This year’s ‘Freedom Ride’ cancelled

This past weekend would have marked the 11th-annual “Freedom Ride” at Joyce Young’s Trail’s End Riding Stables north of Devlin.
But due to some discrepancies with the business licences Fort Frances instituted this year, Young decided to cancel the event.
She noted she doesn’t have the money to pay for a licence to hold the fundraiser for the Northern Therapeutic Riding Association (NORTRA).
When contacted, Fort Frances clerk Glenn Treftlin couldn’t confirm whether the “Freedom Ride,” or gathering pledges for this event, should be directly affected by the bylaw and suggested Young call the town again.
“If she could establish to us that she is not a business and this is not for her own personal gain, then we would make a determination at that point,” Treftlin said.
But regardless, Young said it would be too late to hold the “Freedom Ride” this year since the pledge forms normally go out in the spring. She added she perhaps will look into holding the event again next year.
Young noted the “Freedom Ride” has raised several thousands of dollars a year over the past decade for NORTRA, which provides local children and adults with physical and developmental disabilities an opportunity to ride a horse.
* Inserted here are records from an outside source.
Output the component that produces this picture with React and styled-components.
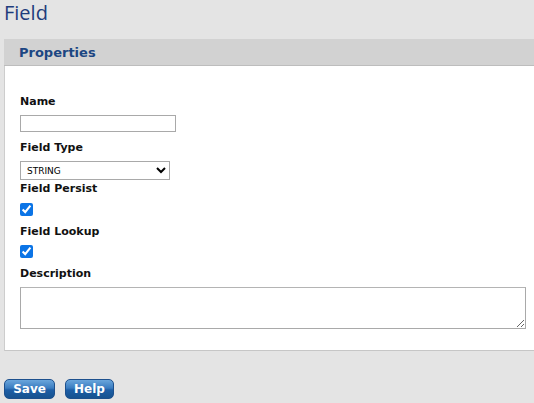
import React from 'react'
import styled, { createGlobalStyle } from 'styled-components'

const Global = createGlobalStyle`
  body {
    margin: 0;
    background: #e4e4e4;
    font-family: "DejaVu Sans", Verdana, sans-serif;
  }
`
const Page = styled.div`
  padding-left: 4px;
`
const Title = styled.h1`
  margin: 0;
  height: 39px;
  font-family: "Open Sans", "Noto Sans", sans-serif;
  font-weight: 400;
  font-size: 20px;
  line-height: 26px;
  color: #1e3c7c;
`
const Panel = styled.div`
  background: #fff;
  border-left: 1px solid #cdcdcd;
  border-bottom: 1px solid #c6c6c6;
`
const PanelHeader = styled.div`
  height: 26px;
  margin-left: -1px;
  background: #d2d2d2;
  border-bottom: 1px solid #bdbdbd;
  padding-left: 15px;
  font-size: 13px;
  font-weight: 700;
  line-height: 27px;
  color: #1c4682;
`
const PanelBody = styled.div`
  padding: 27px 8px 21px 15px;
`
const Group = styled.div`
  margin-bottom: ${p => p.$gap}px;
`
const Label = styled.label`
  display: block;
  font-size: 11px;
  font-weight: 700;
  line-height: 17px;
  color: #111;
  margin-bottom: ${p => p.$gap ?? 5}px;
`
const TextInput = styled.input`
  box-sizing: border-box;
  display: block;
  width: 156px;
  height: 17px;
  margin: 0;
  border: 1px solid #a9a9a9;
  padding: 0 2px;
`
const Select = styled.select`
  box-sizing: border-box;
  display: block;
  width: 150px;
  height: 19px;
  margin: 0;
  border: 1px solid #a9a9a9;
  border-radius: 0;
  background: #fff;
  font-family: "DejaVu Sans", Verdana, sans-serif;
  font-size: 9px;
  color: #000;
  padding: 0 2px;
`
const Check = styled.input`
  display: block;
  width: 13px;
  height: 13px;
  margin: 0;
  accent-color: #0b74e6;
`
const TextArea = styled.textarea`
  box-sizing: border-box;
  display: block;
  width: 506px;
  height: 42px;
  margin: 0;
  border: 1px solid #a9a9a9;
  border-top-color: #b4b4b4;
`
const Buttons = styled.div`
  display: flex;
  gap: 10px;
  margin-top: 28px;
`
const Button = styled.button`
  box-sizing: border-box;
  height: 20px;
  width: ${p => p.$w}px;
  padding: 0;
  border: 1px solid #1d508d;
  border-radius: 5px;
  background: linear-gradient(to bottom, #6aa6dc 0%, #3a7cc0 45%, #1d5ea6 55%, #16528f 100%);
  color: #fff;
  font-family: "DejaVu Sans", Verdana, sans-serif;
  font-size: 12px;
  font-weight: 700;
  line-height: 18px;
`

export default function App() {
  return (
    <Page>
      <Global />
      <Title>Field</Title>
      <Panel>
        <PanelHeader>Properties</PanelHeader>
        <PanelBody>
          <Group $gap={7}>
            <Label>Name</Label>
            <TextInput type="text" />
          </Group>
          <Group $gap={0}>
            <Label>Field Type</Label>
            <Select defaultValue="STRING">
              <option>STRING</option>
            </Select>
          </Group>
          <Group $gap={7}>
            <Label $gap={6}>Field Persist</Label>
            <Check type="checkbox" defaultChecked />
          </Group>
          <Group $gap={7}>
            <Label>Field Lookup</Label>
            <Check type="checkbox" defaultChecked />
          </Group>
          <Group $gap={0}>
            <Label>Description</Label>
            <TextArea />
          </Group>
        </PanelBody>
      </Panel>
      <Buttons>
        <Button $w={51}>Save</Button>
        <Button $w={49}>Help</Button>
      </Buttons>
    </Page>
  )
}
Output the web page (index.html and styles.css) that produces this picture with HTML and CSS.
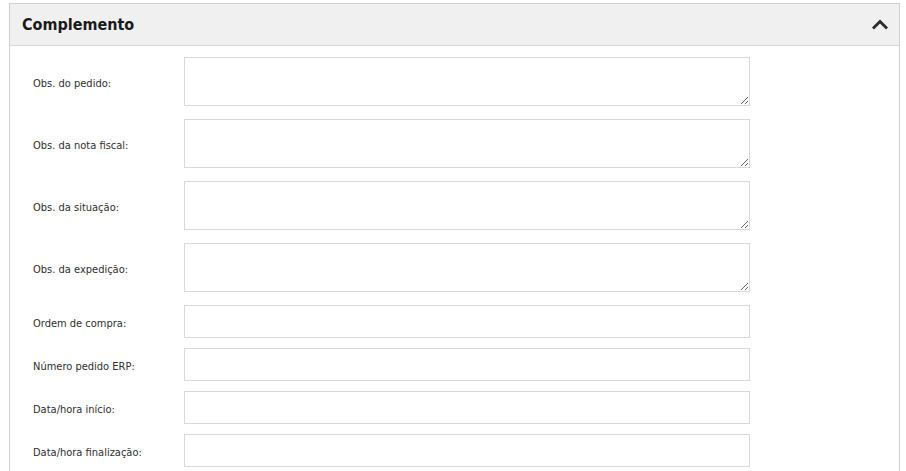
FILE: index.html
```html
<!DOCTYPE html>
<html lang="pt">
<head>
<meta charset="utf-8">
<title>Complemento</title>
<link rel="stylesheet" href="styles.css">
</head>
<body>
<section class="panel">
  <header class="panel-head">
    <h2 class="panel-title">Complemento</h2>
    <svg class="chevron" width="18" height="11" viewBox="0 0 18 11"><path d="M2 9.5 L9 2.5 L16 9.5" fill="none" stroke="#2b2b2b" stroke-width="2.8"/></svg>
  </header>
  <div class="panel-body">
    <div class="group group-area">
      <div class="row"><label class="lbl">Obs. do pedido:</label><textarea class="field area"></textarea></div>
      <div class="row"><label class="lbl">Obs. da nota fiscal:</label><textarea class="field area"></textarea></div>
      <div class="row"><label class="lbl">Obs. da situação:</label><textarea class="field area"></textarea></div>
      <div class="row"><label class="lbl">Obs. da expedição:</label><textarea class="field area"></textarea></div>
    </div>
    <div class="group group-input">
      <div class="row"><label class="lbl">Ordem de compra:</label><input class="field input" type="text"></div>
      <div class="row"><label class="lbl">Número pedido ERP:</label><input class="field input" type="text"></div>
      <div class="row"><label class="lbl">Data/hora início:</label><input class="field input" type="text"></div>
      <div class="row"><label class="lbl">Data/hora finalização:</label><input class="field input" type="text"></div>
    </div>
  </div>
</section>
</body>
</html>
```

FILE: styles.css
```css
html, body {
  background: #ffffff;
}
body {
  margin: 3px 6px 0 9px;
  font-family: "Liberation Sans", Arial, sans-serif;
  color: #333;
}
.panel {
  border: 1px solid #cfcfcf;
  box-shadow: 0 0 2px 1px rgba(0,0,0,0.12);
  background: #fff;
  height: 480px;
}
.panel-head {
  display: flex;
  align-items: center;
  justify-content: space-between;
  height: 41px;
  background: #f0f0f0;
  border-bottom: 1px solid #d6d6d6;
  padding: 0 10px 0 12px;
}
.panel-title {
  margin: 0;
  font-family: "DejaVu Sans Condensed", "DejaVu Sans", sans-serif;
  font-size: 16px;
  font-weight: bold;
  color: #1a1a1a;
}
.chevron {
  display: block;
}
.panel-body {
  padding: 11px 0 0 23px;
  display: flex;
  flex-direction: column;
  gap: 13px;
}
.group {
  display: flex;
  flex-direction: column;
}
.group-area {
  gap: 13px;
}
.group-input {
  gap: 10px;
}
.row {
  display: flex;
  align-items: center;
}
.lbl {
  width: 151px;
  font-family: "DejaVu Sans Condensed", "DejaVu Sans", sans-serif;
  font-size: 11px;
  color: #2e2e2e;
  padding-top: 3px;
}
.field {
  box-sizing: border-box;
  width: 566px;
  border: 1px solid #d9d9d9;
  background: #fff;
  margin: 0;
  font-family: inherit;
}
.area {
  height: 49px;
  resize: vertical;
  display: block;
}
.input {
  height: 33px;
  display: block;
}
```
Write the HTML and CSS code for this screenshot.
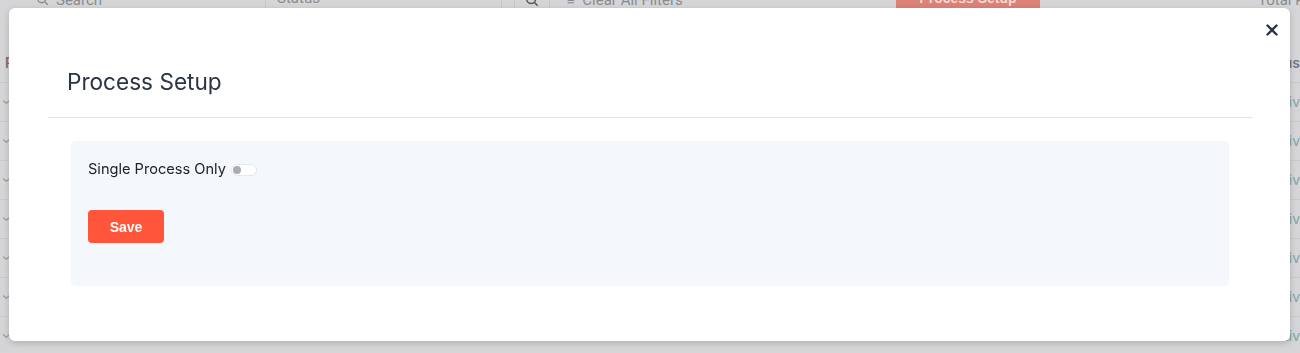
FILE: index.html
```html
<html><head><meta charset="utf-8">
<title>Process Setup</title>
<link rel="stylesheet" href="styles.css">
</head><body>
<div class="page">
  <div class="toolbar">
    <div class="search-box">
      <svg width="13" height="13" viewBox="0 0 16 16"><circle cx="7" cy="7" r="5" fill="none" stroke="#8a8b8f" stroke-width="1.6"/><path d="M11 11l3.5 3.5" stroke="#8a8b8f" stroke-width="1.6"/></svg>
      <span>Search</span>
    </div>
    <div class="status-box">Status</div>
    <div class="search-btn">
      <svg width="14" height="14" viewBox="0 0 16 16"><circle cx="7" cy="7" r="5" fill="none" stroke="#5b5c60" stroke-width="1.8"/><path d="M11 11l3.5 3.5" stroke="#5b5c60" stroke-width="1.8"/></svg>
    </div>
    <div class="clear-filters"><span class="filter-icon">&#8801;</span> Clear All Filters</div>
    <div class="spacer"></div>
    <div class="setup-btn">Process Setup</div>
    <div class="total">Total Processes</div>
  </div>
  <div class="table">
    <div class="row head"><span class="first">Process</span><span class="last">Status</span></div>
    <div class="row"><span class="chev">&#8250;</span><span class="active">Active</span></div>
    <div class="row"><span class="chev">&#8250;</span><span class="active">Active</span></div>
    <div class="row"><span class="chev">&#8250;</span><span class="active">Active</span></div>
    <div class="row"><span class="chev">&#8250;</span><span class="active">Active</span></div>
    <div class="row"><span class="chev">&#8250;</span><span class="active">Active</span></div>
    <div class="row"><span class="chev">&#8250;</span><span class="active">Active</span></div>
    <div class="row"><span class="chev">&#8250;</span><span class="active">Active</span></div>
  </div>
</div>

<div class="overlay">
  <div class="modal">
    <button class="close" aria-label="Close">
      <svg width="12" height="12" viewBox="0 0 12 12"><path d="M1.5 1.5l9 9M10.5 1.5l-9 9" stroke="#2b3443" stroke-width="2.4" stroke-linecap="round"/></svg>
    </button>
    <div class="modal-header">
      <h2>Process Setup</h2>
    </div>
    <div class="modal-body">
      <div class="setting">
        <label>Single Process Only</label>
        <span class="toggle"><span class="knob"></span></span>
      </div>
      <button class="save">Save</button>
    </div>
  </div>
</div>
</body></html>
```

FILE: styles.css
```css
body {
  margin: 0;
  font-family: Inter, "Noto Sans", sans-serif;
  background-color: #d5d5d7;
  overflow: hidden;
}
.page {
  margin-top: -11px;
  color: #8a8b8f;
}
.toolbar {
  display: flex;
  align-items: center;
  height: 21px;
  font-family: Roboto, sans-serif;
  font-size: 15px;
}
.search-box {
  display: flex;
  align-items: center;
  gap: 7px;
  margin-left: 28px;
  width: 229px;
  padding-left: 8px;
  height: 100%;
  border-right: 1px solid #c6c6c9;
}
.status-box {
  width: 224px;
  padding-left: 11px;
  height: 100%;
  border-right: 1px solid #c6c6c9;
}
.search-btn {
  display: flex;
  align-items: center;
  justify-content: center;
  margin-left: 12px;
  width: 34px;
  height: 100%;
  border-left: 1px solid #c6c6c9;
  border-right: 1px solid #c6c6c9;
}
.clear-filters {
  margin-left: 17px;
}
.filter-icon {
  font-size: 13px;
  margin-right: 4px;
}
.spacer {
  flex: 1;
}
.setup-btn {
  width: 144px;
  height: 26px;
  margin-top: -4px;
  background-color: #dc8276;
  color: #f3d9d4;
  font-family: "Liberation Sans", Arial, sans-serif;
  font-weight: bold;
  font-size: 14px;
  text-align: center;
  line-height: 26px;
  border-radius: 3px;
  margin-right: 218px;
}
.total {
  white-space: nowrap;
  width: 42px;
  overflow: hidden;
}
.table {
  margin-top: 41px;
  font-size: 14px;
}
.row {
  display: flex;
  justify-content: space-between;
  height: 38px;
  line-height: 38px;
  border-bottom: 1px solid #c9c9cc;
}
.row.head {
  height: 31px;
  line-height: 24px;
  color: #8e6a71;
  font-weight: 600;
}
.first {
  margin-left: 5px;
}
.last {
  margin-right: 0;
  color: #6d7486;
}
.chev {
  margin-left: 4px;
  color: #9a9a9e;
  transform: rotate(90deg);
  display: inline-block;
}
.active {
  color: #7ea7a2;
  margin-right: -8px;
}
.overlay {
  position: fixed;
  inset: 0;
  padding: 8px 10px 0 9px;
}
.modal {
  position: relative;
  background-color: #fff;
  height: 333px;
  border-radius: 6px;
  box-shadow: 0 2px 6px rgba(0,0,0,0.18);
  box-sizing: border-box;
  padding: 0 38px 0 39px;
}
.close {
  position: absolute;
  top: 16px;
  right: 12px;
  border: none;
  background: none;
  padding: 0;
  cursor: pointer;
  line-height: 0;
}
.modal-header {
  padding: 60px 0 0 19px;
  height: 49px;
  border-bottom: 1px solid #dee2e6;
}
.modal-header h2 {
  margin: 0;
  font-size: 22.6px;
  font-weight: 400;
  line-height: 28px;
  color: #2b3443;
}
.modal-body {
  margin: 23px 23px 0 23px;
  background-color: #f4f7fb;
  border-radius: 5px;
  height: 145px;
  box-sizing: border-box;
  padding: 18px 17px;
}
.setting {
  display: flex;
  align-items: center;
  gap: 5px;
  font-size: 14.6px;
  color: #212529;
  height: 20px;
}
.toggle {
  position: relative;
  display: inline-block;
  width: 24px;
  height: 10px;
  margin-top: 2px;
  background-color: #fff;
  border: 1px solid #e4e7ec;
  border-radius: 6px;
}
.knob {
  position: absolute;
  left: 1px;
  top: 1px;
  width: 8px;
  height: 8px;
  border-radius: 50%;
  background-color: #a9abaf;
}
.save {
  display: block;
  margin-top: 31px;
  width: 76px;
  height: 33px;
  border: none;
  border-radius: 4px;
  background-color: #ff563b;
  color: #fff;
  font-family: "Liberation Sans", Arial, sans-serif;
  font-weight: bold;
  font-size: 14px;
  cursor: pointer;
}
```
The program is therapeutic because the individual gets exercise, as well as the freedom to move safely on the back of a well-trained animal.
“I try to charge $20 a session for insurance,” Young said. “And if they don’t have the money, as long as the ‘Freedom Ride’ pays for the insurance and hay, then I do it for [no cost].”
But Young speculated she might have to terminate the program due to the financial burden. In fact, she’s already closed the doors to the Trail’s End Riding Stables as of Aug. 31.
“For the first three years [of the therapeutic riding program], I did it for nothing and we decided a little bit of money could come in.” she noted.
“We started charging $10 a session, but expenses kept getting worse and worse,” she said of the operation, which began in the early 1980s.
But when the “Freedom Ride” began to provide fundraising dollars, Young was able to manage until now.
“There’s not enough money to help me with the horses and there’s no money coming in anywhere—no grants or anything,” she remarked. “And even some of the children are getting cut back from the government . . . and, of course, horseback riding is the first thing to go.
“So it’s basically coming out of the parents’ pockets.”
Young indicated she once had more than 20 individuals participating in the therapeutic riding program, but she’s down to about four or five whose parents can afford the cost.
“I’m sorry to see it go,” NORTRA volunteer Carol Kliner said about the “Freedom Ride.”
“[Young] needs those funds to keep the horses in shape for these kids,” she stressed.
“It’s devastating,” echoed Young. “It’s been my life work for close to 25 years, but there’s not much I can do about it.
“Maybe it’s time for me to retire,” she chuckled.
But Young noted there’s the possibility of a young woman moving to the area who may took over the operation.
“She could take some of my horses and continue with it,” she explained. “I’ve got my fingers crossed. So then I can lay back a little bit and maybe she can find more funding.
“And I can always help and offer my expertise,” Young added.